TANGERANG – Fashion menjadi salah satu industri penyumbang polusi dan limbah terbesar di dunia.
Dikutip dari World Bank, berdasarkan data oleh UNEP dan Ellen MacArthur Foundation, sekitar 10% emisi karbon berasal dari industri fashion. Hal ini menjadikannya penyumbang polusi terbesar kedua setelah industri minyak.
Masalah ini salah satunya muncul karena adanya fast fashion yang merupakan istilah untuk industri tekstil yang memiliki berbagai model fashion dan berganti dengan cepat. Akibatnya, berbagai industri fashion menurunkan kualitas produk demi mendapat biaya yang rendah.
Salah satu material pakaian yang paling banyak ditemui adalah polyester. Bahan ini menghasilkan limbah plasti terbesar.

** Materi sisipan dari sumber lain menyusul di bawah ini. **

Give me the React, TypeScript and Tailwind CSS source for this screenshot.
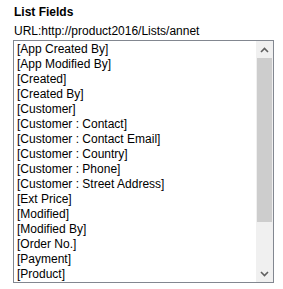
import React from "react";

const fields = [
  "[App Created By]",
  "[App Modified By]",
  "[Created]",
  "[Created By]",
  "[Customer]",
  "[Customer : Contact]",
  "[Customer : Contact Email]",
  "[Customer : Country]",
  "[Customer : Phone]",
  "[Customer : Street Address]",
  "[Ext Price]",
  "[Modified]",
  "[Modified By]",
  "[Order No.]",
  "[Payment]",
  "[Product]",
];

export default function App() {
  return (
    <div className="w-[283px] h-[289px] bg-white pl-[13px] pt-[5px] text-black font-['Liberation_Sans',Arial,sans-serif] text-[12px] overflow-hidden">
      <div className="font-bold leading-[15px] pl-px">List Fields</div>
      <div className="leading-[15px] mt-[4px] pl-px">URL:http://product2016/Lists/annet</div>
      <div className="mt-px w-[261px] h-[243px] border border-[#828790] flex">
        <div className="flex-1 pl-[3px] pt-px overflow-hidden">
          {fields.map((f) => (
            <div key={f} className="leading-[15px] whitespace-nowrap">
              {f}
            </div>
          ))}
        </div>
        <div className="w-[17px] bg-[#f0f0f0] flex flex-col">
          <div className="h-[17px] flex items-center justify-center">
            <svg width="9" height="6" viewBox="0 0 9 6">
              <path d="M1 5 L4.5 1.5 L8 5" stroke="#606060" strokeWidth="1.6" fill="none" />
            </svg>
          </div>
          <div className="h-[164px] mx-px bg-[#cdcdcd]" />
          <div className="flex-1" />
          <div className="h-[17px] flex items-center justify-center">
            <svg width="9" height="6" viewBox="0 0 9 6">
              <path d="M1 1 L4.5 4.5 L8 1" stroke="#606060" strokeWidth="1.6" fill="none" />
            </svg>
          </div>
        </div>
      </div>
    </div>
  );
}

Hal ini dikarenakan ketika bahan polyester dicuci, akan ada limbah plastik kecil-kecil yang disebut mikroplastik terlepas ke air. Limbah dari pencucian pakaian menyumbang sebanyak 35% mikroplastik di laut.
Selain limbah di laut, pabrik-pabrik industri fast fashion juga menghasilkan gas karbon dioksida yang dapat merusak iklim bumi. Tidak hanya itu, industri fast fashion juga berdampak pada kesejahteraan pekerja. Dengan menekan biaya produksi, para pekerja akan mendapat gaji yang rendah dan tidak sebanding dengan jam kerja yang dilakukan.
Fenomena fast fashion tentu tidak terlepas dari sifat konsumtif masyarakat. Harga pakaian murah, didukung oleh tren fashion yang terus berganti secara singkat, serta mudahnya melakukan transaksi melalui gadget, membuat masyarakat terus menerus membeli pakaian baru.
Lantas bagaimana cara kita untuk mengurangi dampak fast fashion?
Gerakan sustainable fashion atau fashion berkelanjutan dapat menjadi salah satu solusi. Tidak hanya berfokus pada industri fashion, gerakan ini merupakan pengembangan gaya hidup yang dapat memengaruhi pemanasan global, keseimbangan ekologi, peminimalan bencana alam, konservasi vegetatif, konservasi satwa liar, dan segala hal yang sifatnya dapat menjaga alam atau ramah lingkungan.
Pakaian dengan konsep sustainable fashion biasanya terbuat dari bahan ramah lingkungan yang mudah terurai, seperti katun, linen, sutera, serta rayon.
Membeli pakaian bekas atau thrifting, membeli pakaian dengan model yang tidak akan terpengaruh oleh tren, merawat pakaian agar awet, membeli pakaian di perusahaan yang mengusung konsep eco-friendly juga merupakan penerapan dari gaya hidup sustainable fashion.